Der deutsche Rechtsanwalt Albert Peters staunt im fünften Stock eines Bürogebäudes an der Avenida Diagona darüber, wie schnell sich ein Leben ändern kann. Noch vor Kurzem vertrat er als Präsident des "Kreises der deutschsprachigen Führungskräfte" deutsche Unternehmer in einer der führenden Wirtschaftsregionen Europas. Seit dem 1. Oktober ist er Ansprechpartner für verunsicherte Manager, die jeden Tag tiefer in den Abgrund schauen. "Das Ganze lässt sich nur noch mit der historischen Entwicklung erklären, mit der Franco-Zeit, mit Gefühlen", sagt Peters.

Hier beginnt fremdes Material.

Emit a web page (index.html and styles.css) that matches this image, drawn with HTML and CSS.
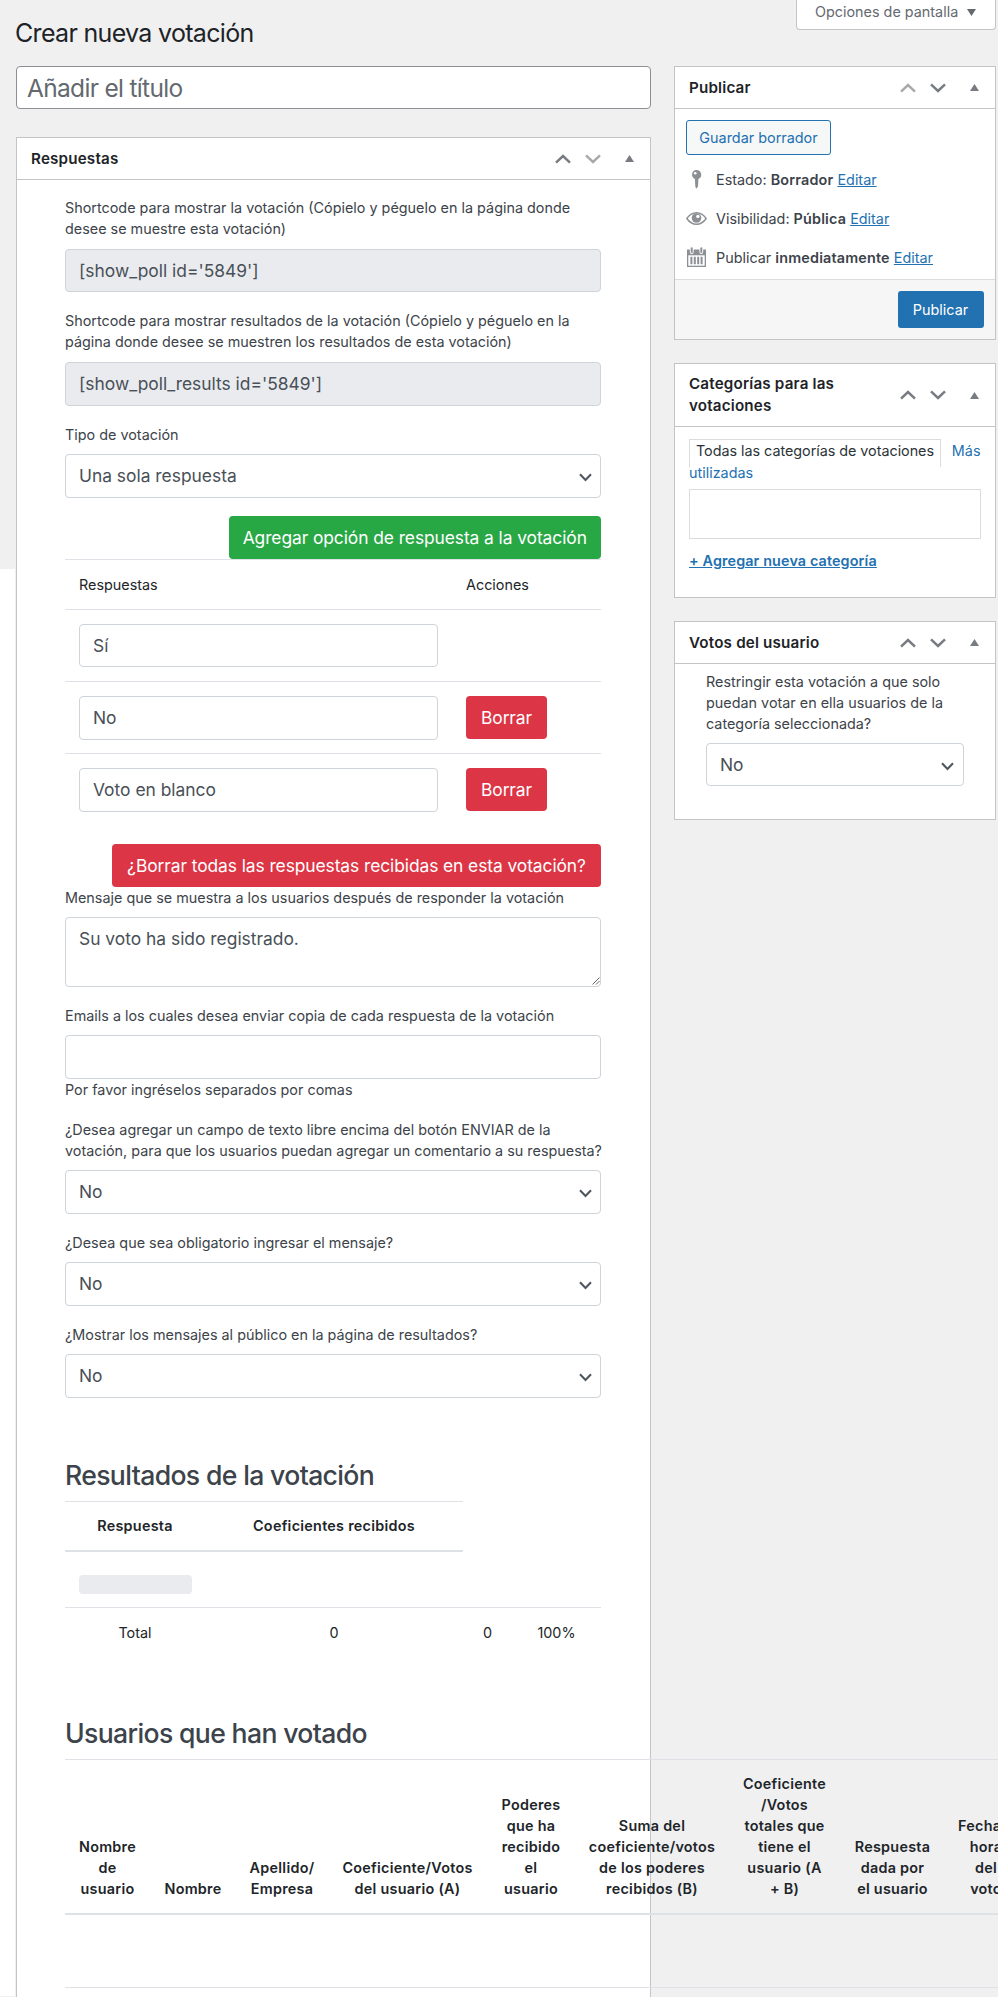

Der Wirtschaftslobbyist kennt den katalanischen Ministerpräsidenten Carles Puigdemont persönlich. Fotos zeigen ihn mal mit ernstem Blick neben dem Regierungschef bei offiziellen Anlässen, mal sind beide lachend zu sehen. Peters zerstreut die Theorie, dass es dem Konservativen nur um ein möglichst gutes Geschäft mit Madrid gehe, vor allem in der Frage der Steuerhoheit. "Er meint, was er sagt. Er kommt aus einer Familie beinharter Nationalisten", sagt Peters. Da die Geister der Geschichte in Spanien aus der Flasche sind, werde es schwer, von beiden Seiten akzeptierte Vermittler zu finden. "Da die EU in Katalonien inzwischen nicht mehr als neutral gilt, und der König sich hinter Rajoy gestellt hat, bleiben vielleicht nur Persönlichkeiten aus den UN", sagt Peters.

Katalonien ein Fall für die Vereinten Nationen? "Die EU hat ja versucht, potenzielle Kriegsgebiete einzubinden und zu befrieden. Wenn sich zeigt, dass das nicht mehr gilt, haben wir ein Problem", sagt Peters. Der Wirtschaftsvertreter spricht von Krieg. Von draußen dringt leise das Dröhnen der Polizeihelikopter über Barcelona durch die isolierten Bürofenster.